I’ve done some risky things out of desperation for migraine relief, but the latest — five months of malnutrition — might be the dumbest, most short-sighted, most harmful of them all. Malnutrition was the unintentional result of an elimination diet that left me feeling trapped between the choice of debilitating migraines and functioning at 50% physical and mental capacity, which felt like heaven compared to what had become my norm.
Chronological order isn’t the most interesting way to tell a story, but it’s the only way to explain how a diet to identify migraine triggers spiraled into malnutrition.
There’s this weird aspect to my headaches and migraines that no doctor has been able to figure out: I feel worse every time I eat. Sometimes I get a migraine, other times I just feel headachy and fatigued. Because I always have head pain and have a migraine nearly every day, it’s hard to pinpoint specific foods as triggers.
For a year, I followed a standard migraine elimination diet and also avoided tannins. The pain and fatigue upon eating persisted and I was unable to find any definitive triggers. Then I learned that some foods contain histamine or can trigger a histamine release in the body. Since cyproheptadine, an antihistamine, is the most effective preventive for me, I began exploring a low-histamine diet as a treatment.
When that diet still didn’t change the migraines and headache, I tried a diet called Failsafe 1, which is low in amines (like tyramine, which is part of standard migraine elimination diets, and histamine), low in salicylates (a naturally occurring food chemical that some people have trouble with), and free of additives, flavor enhancers, and artificial colors and flavors. Failsafe is an extremely limited diet but is nutritionally sound.
Even on the Failsafe diet, I seemed to react to the allowed foods. I began whittling away at the diet until I was eating nothing but fresh chicken breasts cooked in safflower oil, unenriched white rice, and gluten-free oats. My head pain was better than it had been in years. I felt almost normal, which, for me, meant that I operated at about 50% many days. After more than a decade of debilitating chronic migraine, feeling so good was like an addictive drug.
The plan was to get stabilized, to establish my head pain and migraine frequency baseline on those few foods, then slowly reintroduce foods to see what I reacted to. Every food I tested seemed to provoke a reaction. I could never tell if the issue was a particular food, the act of eating, weather fluctuations, over-exerting during exercise, overheating, disturbed sleep, or some other untraceable migraine trigger. After each flare-up, I’d go back to the basic diet to get back to my baseline. This led to five months of eating almost exclusively chicken, white rice, and oats.

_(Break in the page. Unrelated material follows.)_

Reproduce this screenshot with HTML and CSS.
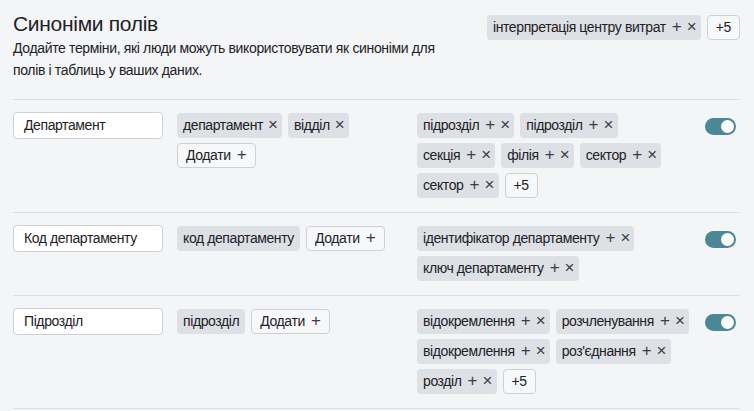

It led to malnutrition. Labs on eight vials of blood show that my body is responding as if I’m starving. Although I’m getting enough calories, they are low in nutrition. My blood work, which has been unfailingly perfect for my adult life except for slightly elevated cholesterol, shows elevated liver enzymes and thyroid hormones, low blood sugar, extremely high cholesterol, low folic acid, and a variety of other alarmingly “off” numbers.
I didn’t mean to eat this way for so long. I knew all along it was unsustainable, but I didn’t want to go back to debilitating migraines, especially when I could function so much better by eating this way. After a few months, I no longer felt as good as I did in the beginning. The migraines weren’t as severe as they were prior to malnutrition, but they still came almost daily. My fatigue and brain fog were even worse than when I started. I was irritable and moody and racked with guilt over what I’m doing to my body.

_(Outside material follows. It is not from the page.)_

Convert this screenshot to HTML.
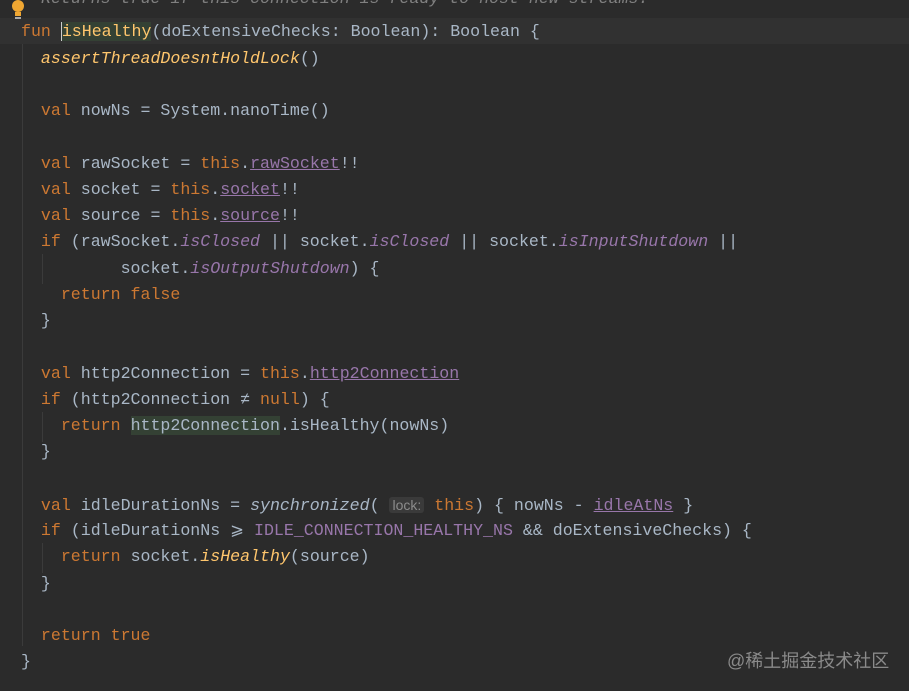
<!DOCTYPE html>
<html><head><meta charset="utf-8"><style>
html,body{margin:0;padding:0;}
body{width:909px;height:691px;background:#2b2b2b;overflow:hidden;position:relative;font-family:"Liberation Mono",monospace;font-size:16.6px;color:#a9b7c6;}
.l{position:absolute;left:21px;white-space:pre;height:26px;line-height:26px;margin-top:1px}
.k{color:#cc7832}.f{color:#ffc66d;font-style:italic}.p{color:#9876aa}.pu{color:#9876aa;text-decoration:underline}
.i{font-style:italic;color:#9876aa}.c{color:#808080;font-style:italic}
.g{position:absolute;width:1px;background:#3b3b3b}
.hint{background:#3a3a3a;color:#8c8c8c;font-family:"Liberation Sans",sans-serif;font-size:14px;border-radius:3px;padding:0 3px}
.cur{position:absolute;left:0;top:18px;width:909px;height:26px;background:#313131}
.wm{position:absolute;left:727px;top:647px;font-family:"Liberation Sans","Noto Sans CJK SC",sans-serif;font-size:18px;color:#8a8a8a}
</style></head><body>
<div class="cur"></div>
<div class="g" style="left:22px;top:44px;height:602px"></div>
<div class="g" style="left:42px;top:254px;height:30px"></div>
<div class="g" style="left:42px;top:543px;height:30px"></div>
<div class="g" style="left:42px;top:412px;height:30px"></div>
<svg style="position:absolute;left:10px;top:0" width="16" height="22"><circle cx="8" cy="6" r="6" fill="#f0a732"/><rect x="5" y="12" width="6" height="4" fill="#f0a732"/><rect x="5" y="17" width="6" height="2" fill="#aaa"/></svg>
<div class="l c" style="left:41px;top:-15px">Returns true if this connection is ready to host new streams.</div>
<div class="l" style="top:18px"><span class="k">fun </span><span style="background:#344134;color:#ffc66d;border-left:1px solid #ccc">isHealthy</span>(doExtensiveChecks: Boolean): Boolean {</div>
<div class="l" style="top:45px">  <span class="f">assertThreadDoesntHoldLock</span>()</div>
<div class="l" style="top:97px">  <span class="k">val </span>nowNs = System.nanoTime()</div>
<div class="l" style="top:150px">  <span class="k">val </span>rawSocket = <span class="k">this</span>.<span class="pu">rawSocket</span>!!</div>
<div class="l" style="top:176px">  <span class="k">val </span>socket = <span class="k">this</span>.<span class="pu">socket</span>!!</div>
<div class="l" style="top:202px">  <span class="k">val </span>source = <span class="k">this</span>.<span class="pu">source</span>!!</div>
<div class="l" style="top:228px">  <span class="k">if </span>(rawSocket.<span class="i">isClosed</span> || socket.<span class="i">isClosed</span> || socket.<span class="i">isInputShutdown</span> ||</div>
<div class="l" style="top:255px">          socket.<span class="i">isOutputShutdown</span>) {</div>
<div class="l" style="top:281px">    <span class="k">return false</span></div>
<div class="l" style="top:307px">  }</div>
<div class="l" style="top:360px">  <span class="k">val </span>http2Connection = <span class="k">this</span>.<span class="pu">http2Connection</span></div>
<div class="l" style="top:386px">  <span class="k">if </span>(http2Connection ≠ <span class="k">null</span>) {</div>
<div class="l" style="top:412px">    <span class="k">return </span><span style="background:#344134">http2Connection</span>.isHealthy(nowNs)</div>
<div class="l" style="top:438px">  }</div>
<div class="l" style="top:491px">  <span class="k">val </span>idleDurationNs = <span style="font-style:italic">synchronized</span>( <span class="hint">lock:</span> <span class="k">this</span>) { nowNs - <span class="pu">idleAtNs</span> }</div>
<div class="l" style="top:517px">  <span class="k">if </span>(idleDurationNs ⩾ <span class="p">IDLE_CONNECTION_HEALTHY_NS</span> &amp;&amp; doExtensiveChecks) {</div>
<div class="l" style="top:543px">    <span class="k">return </span>socket.<span class="f">isHealthy</span>(source)</div>
<div class="l" style="top:570px">  }</div>
<div class="l" style="top:622px">  <span class="k">return true</span></div>
<div class="l" style="top:648px">}</div>
<div class="wm">@稀土掘金技术社区</div>
</body></html>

I wrote the previous paragraph in the past tense, but it’s all still true as I’m in a weird limbo state where I’m slowly reintroducing foods with the help of two health care professionals, a dietician and naturopath. I want to reintroduce foods systematically so I can test to see if any of them are triggers, but I continue to experience the same paralyzing frustration of not knowing if a food triggered the migraine or if the migraine would have happened anyway. I add a food and think it will be OK, then I’ll get a migraine the next day and am back to questioning.
I’ve shared this story not as an encouragement for you to try malnutrition — please don’t! — but to illustrate both what desperation for migraine relief can drive a person to and also the nebulous nature of migraine triggers. Handouts from doctors and online articles make it sound so straightforward: avoid X, Y and Z foods and you will have fewer migraine attacks. That works for some people, but not for many others.

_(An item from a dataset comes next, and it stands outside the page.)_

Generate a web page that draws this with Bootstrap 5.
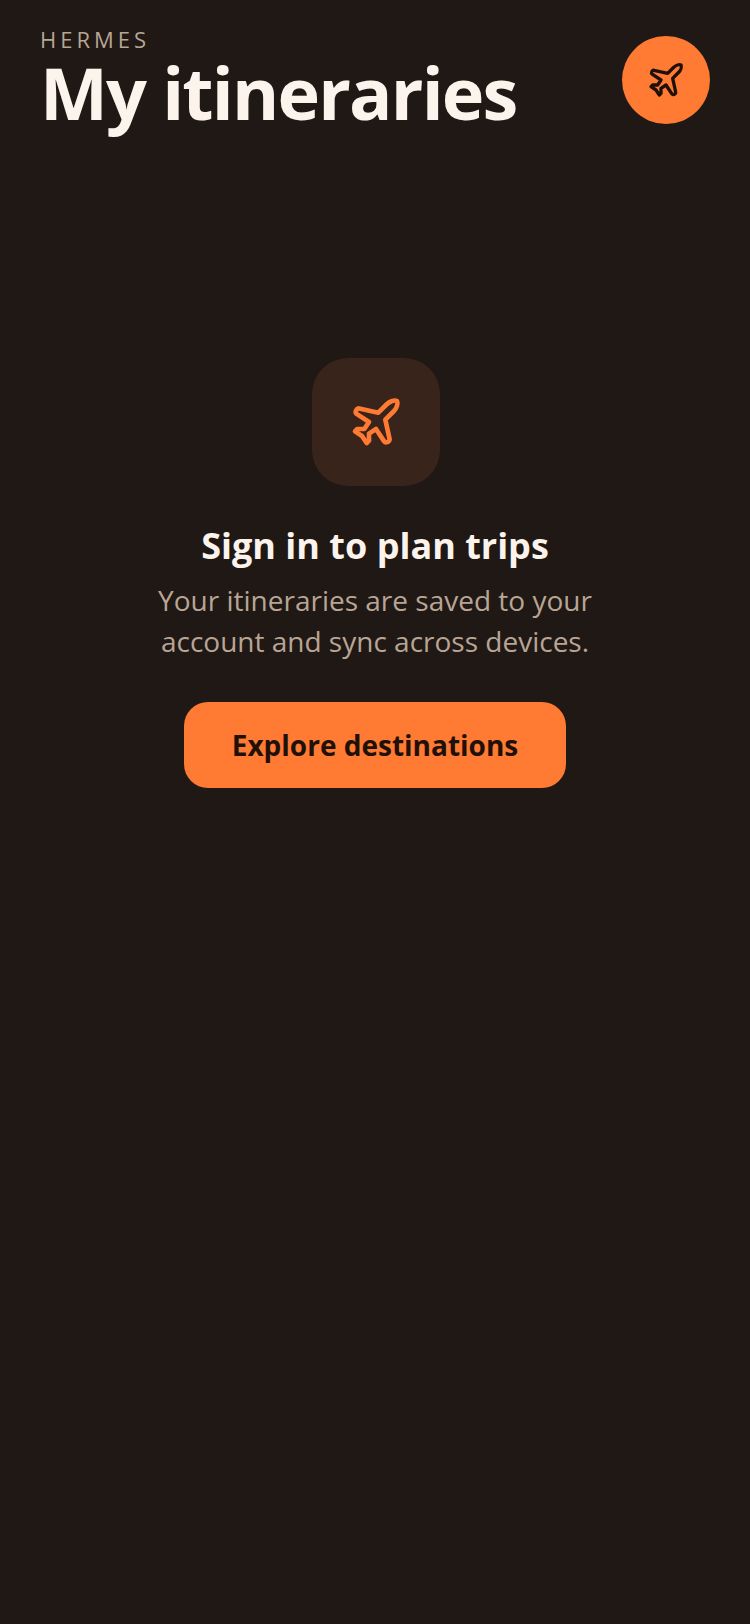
<!DOCTYPE html>
<html lang="en">
<head>
<meta charset="UTF-8" />
<meta name="viewport" content="width=device-width, initial-scale=1.0" />
<title>My itineraries</title>
<link rel="stylesheet" href="https://cdn.jsdelivr.net/npm/bootstrap@5.3.0/dist/css/bootstrap.min.css" />
<style>
   body {
   background: #1f1815;
   font-family: "Open Sans", sans-serif;
   min-height: 1624px;
   }
   .top-bar {
   padding: 26px 40px 0 40px;
   }
   .brand-label {
   color: #b8a594;
   font-size: 22px;
   line-height: 26px;
   letter-spacing: 4px;
   }
   .page-title {
   color: #fbf3ec;
   font-size: 72px;
   font-weight: 700;
   line-height: 80px;
   letter-spacing: -1.8px;
   margin: 0;
   }
   .round-btn {
   width: 88px;
   height: 88px;
   margin-top: 10px;
   background: #ff7a33;
   color: #1f1008;
   border-radius: 50%;
   }
   .empty-state {
   padding-top: 226px;
   }
   .icon-tile {
   width: 128px;
   height: 128px;
   background: #38241a;
   color: #ff7a33;
   border-radius: 36px;
   margin-left: 2px;
   margin-bottom: 36px;
   }
   .empty-title {
   color: #fbf3ec;
   font-size: 36px;
   font-weight: 700;
   line-height: 48px;
   margin-bottom: 10px;
   }
   .empty-text {
   color: #b8a594;
   font-size: 28px;
   line-height: 40.6px;
   margin-bottom: 41px;
   }
   .explore-btn {
   width: 382px;
   height: 86px;
   background: #ff7a33;
   color: #1f1008;
   font-size: 28px;
   font-weight: 700;
   border: 0;
   border-radius: 24px;
   }
   .explore-btn:hover {
   background: #ff7a33;
   color: #1f1008;
   }
</style>
</head>
<body>
   <div class="top-bar d-flex justify-content-between align-items-start">
      <div>
         <div class="brand-label">HERMES</div>
         <h1 class="page-title">My itineraries</h1>
      </div>
      <div class="round-btn d-flex align-items-center justify-content-center">
         <svg width="40" height="40" viewBox="0 0 24 24" fill="none" stroke="currentColor" stroke-width="2" stroke-linecap="round" stroke-linejoin="round"><path d="M17.8 19.2 16 11l3.5-3.5C21 6 21.5 4 21 3c-1-.5-3 0-4.5 1.5L13 8 4.8 6.2c-.5-.1-.9.1-1.1.5l-.3.5c-.2.5-.1 1 .3 1.3L9 12l-2 3H4l-1 1 3 2 2 3 1-1v-3l3-2 3.5 5.3c.3.4.8.5 1.3.3l.5-.2c.4-.3.6-.7.5-1.2z"/></svg>
      </div>
   </div>
   <div class="empty-state d-flex flex-column align-items-center text-center">
      <div class="icon-tile d-flex align-items-center justify-content-center">
         <svg width="56" height="56" viewBox="0 0 24 24" fill="none" stroke="currentColor" stroke-width="2" stroke-linecap="round" stroke-linejoin="round"><path d="M17.8 19.2 16 11l3.5-3.5C21 6 21.5 4 21 3c-1-.5-3 0-4.5 1.5L13 8 4.8 6.2c-.5-.1-.9.1-1.1.5l-.3.5c-.2.5-.1 1 .3 1.3L9 12l-2 3H4l-1 1 3 2 2 3 1-1v-3l3-2 3.5 5.3c.3.4.8.5 1.3.3l.5-.2c.4-.3.6-.7.5-1.2z"/></svg>
      </div>
      <h2 class="empty-title">Sign in to plan trips</h2>
      <p class="empty-text">Your itineraries are saved to your<br />account and sync across devices.</p>
      <button type="button" class="btn explore-btn">Explore destinations</button>
   </div>
   <script src="https://cdn.jsdelivr.net/npm/bootstrap@5.3.0/dist/js/bootstrap.bundle.min.js"></script>
</body>
</html>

Despite years of encouraging migraineurs to try to find food triggers by following a responsible diet, but to not beat themselves up if they don’t find any, I didn’t follow my own advice. Not only have I harmed my body by starving it, I wound up fearful of food from an experiment gone terribly awry. If you decide to try an elimination diet, please proceed carefully. If you find yourself frustrated and increasing your dietary restrictions, contact a dietician for guidance. Malnourishment and a fear of food are too high of a price to pay for migraine management.